- [Goal of the exercise]: Locate and copy each line in the data that contains the word "React".

>> Start

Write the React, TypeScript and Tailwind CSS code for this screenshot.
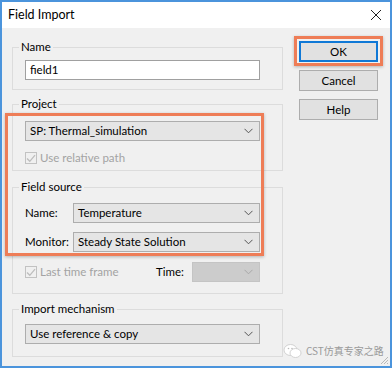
import React from "react";

const font = { fontFamily: 'Lato, "Noto Sans", "Noto Sans CJK SC", sans-serif' };

function Chevron({ color = "#555" }: { color?: string }) {
  return (
    <svg width="9" height="6" viewBox="0 0 9 6" className="shrink-0">
      <path d="M0.5 0.8 L4.5 4.8 L8.5 0.8" fill="none" stroke={color} strokeWidth="1" />
    </svg>
  );
}

function Combo({ text, className = "", disabled = false }: { text: string; className?: string; disabled?: boolean }) {
  return (
    <div
      className={`h-[20px] flex items-center justify-between pl-[4px] pr-[6px] border ${
        disabled ? "border-[#c4c4c4] bg-[#cccccc]" : "border-[#adadad] bg-[#e5e5e5]"
      } ${className}`}
    >
      <span className="text-[11.5px] leading-none text-[#000] whitespace-nowrap">{text}</span>
      <Chevron color={disabled ? "#a8a8a8" : "#555"} />
    </div>
  );
}

function Check({ label }: { label: string }) {
  return (
    <div className="flex items-center gap-[3px]">
      <div className="w-[12px] h-[12px] border border-[#c2c2c2] bg-[#f0f0f0] flex items-center justify-center">
        <svg width="10" height="9" viewBox="0 0 10 9">
          <path d="M1 4.5 L3.8 7.3 L9 1.2" fill="none" stroke="#bdbdbd" strokeWidth="1.3" />
        </svg>
      </div>
      <span className="text-[11.5px] leading-none text-[#a3a3a3] whitespace-nowrap">{label}</span>
    </div>
  );
}

function Group({ label, className = "", children }: { label: string; className?: string; children?: React.ReactNode }) {
  return (
    <div className={`relative border border-[#dcdcdc] ${className}`}>
      <span className="absolute -top-[9px] left-[6px] px-[2px] bg-[#f0f0f0] text-[11.5px] leading-[16px] text-[#000] whitespace-nowrap">
        {label}
      </span>
      {children}
    </div>
  );
}

function Button({ text, primary = false }: { text: string; primary?: boolean }) {
  return (
    <div
      className={`w-[79px] h-[21px] flex items-center justify-center bg-[#e1e1e1] text-[11.5px] leading-none text-[#000] ${
        primary ? "border-2 border-[#0f78d6]" : "border border-[#adadad]"
      }`}
    >
      {text}
    </div>
  );
}

export default function App() {
  return (
    <div className="w-[392px] h-[369px] bg-white" style={font}>
      <div className="relative w-[392px] h-[368px] border-2 border-[#4b94dc] bg-[#f0f0f0] flex flex-col">
        {/* Title bar */}
        <div className="h-[26px] bg-white flex items-center justify-between pl-[6px] pr-[8px]">
          <span className="text-[12.5px] text-[#000]">Field Import</span>
          <svg width="12" height="12" viewBox="0 0 12 12">
            <path d="M1 1 L11 11 M11 1 L1 11" stroke="#222" strokeWidth="1" />
          </svg>
        </div>
        {/* Body */}
        <div className="flex flex-1 pl-[10px]">
          <div className="w-[271px] flex flex-col">
            <Group label="Name" className="mt-[19px] h-[43px] pt-[12px] pl-[12px]">
              <div className="w-[235px] h-[20px] border border-[#a0a0a0] bg-white flex items-center pl-[4px] text-[11.5px] leading-none">
                field1
              </div>
            </Group>
            <Group label="Project" className="mt-[14px] h-[67px] pt-[16px] pl-[12px]">
              <Combo text="SP: Thermal_simulation" className="w-[235px]" />
              <div className="mt-[11px]">
                <Check label="Use relative path" />
              </div>
            </Group>
            <Group label="Field source" className="mt-[16px] h-[107px] pt-[15px] pl-[12px]">
              <div className="flex items-center">
                <span className="w-[48px] text-[11.5px] leading-none">Name:</span>
                <Combo text="Temperature" className="w-[187px]" />
              </div>
              <div className="flex items-center mt-[9px]">
                <span className="w-[48px] text-[11.5px] leading-none">Monitor:</span>
                <Combo text="Steady State Solution" className="w-[187px]" />
              </div>
              <div className="flex items-center mt-[10px]">
                <div className="w-[131px]">
                  <Check label="Last time frame" />
                </div>
                <span className="w-[36px] text-[11.5px] leading-none">Time:</span>
                <Combo text="" className="w-[68px]" disabled />
              </div>
            </Group>
            <Group label="Import mechanism" className="mt-[15px] h-[48px] pt-[14px] pl-[12px]">
              <Combo text="Use reference & copy" className="w-[235px]" />
            </Group>
          </div>
          <div className="ml-[16px] pt-[13px] flex flex-col gap-[8px]">
            <Button text="OK" primary />
            <Button text="Cancel" />
            <Button text="Help" />
          </div>
        </div>

        {/* Annotation highlights */}
        <div className="absolute left-[3px] top-[111px] w-[259px] h-[143px] border-[3px] border-[#ee7d57] shadow-[0_1px_3px_rgba(0,0,0,0.25)] pointer-events-none" />
        <div className="absolute left-[292px] top-[34px] w-[89px] h-[30px] border-[3px] border-[#ee7d57] shadow-[0_1px_3px_rgba(0,0,0,0.25)] pointer-events-none" />

        {/* Watermark */}
        <div className="absolute left-[281px] top-[341px] flex items-center gap-[3px] whitespace-nowrap">
          <svg width="20" height="16" viewBox="0 0 20 16">
            <ellipse cx="7.5" cy="7" rx="6.5" ry="5.5" fill="#fff" stroke="#c8c8c8" strokeWidth="0.8" />
            <ellipse cx="12.5" cy="10" rx="5.5" ry="4.5" fill="#fff" stroke="#c8c8c8" strokeWidth="0.8" />
            <circle cx="5.5" cy="5.5" r="0.8" fill="#bbb" />
            <circle cx="9" cy="5.5" r="0.8" fill="#bbb" />
          </svg>
          <span className="text-[10px] leading-none text-[#9a9a9a] whitespace-nowrap" style={{ fontFamily: '"Noto Sans CJK SC", sans-serif' }}>
            CST仿真专家之路
          </span>
        </div>
        {/* Resize grip */}
        <svg className="absolute right-[1px] bottom-[1px]" width="10" height="10" viewBox="0 0 10 10">
          <path d="M9 2 L2 9 M9 5 L5 9 M9 8 L8 9" stroke="#b8b8b8" strokeWidth="1" />
        </svg>
      </div>
    </div>
  );
}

>> End

- [Complete output]:
Write the React, TypeScript and Tailwind CSS code for this screenshot.
import React from "react";
function Group({ label, className = "", children }: { label: string; className?: string; children?: React.ReactNode }) {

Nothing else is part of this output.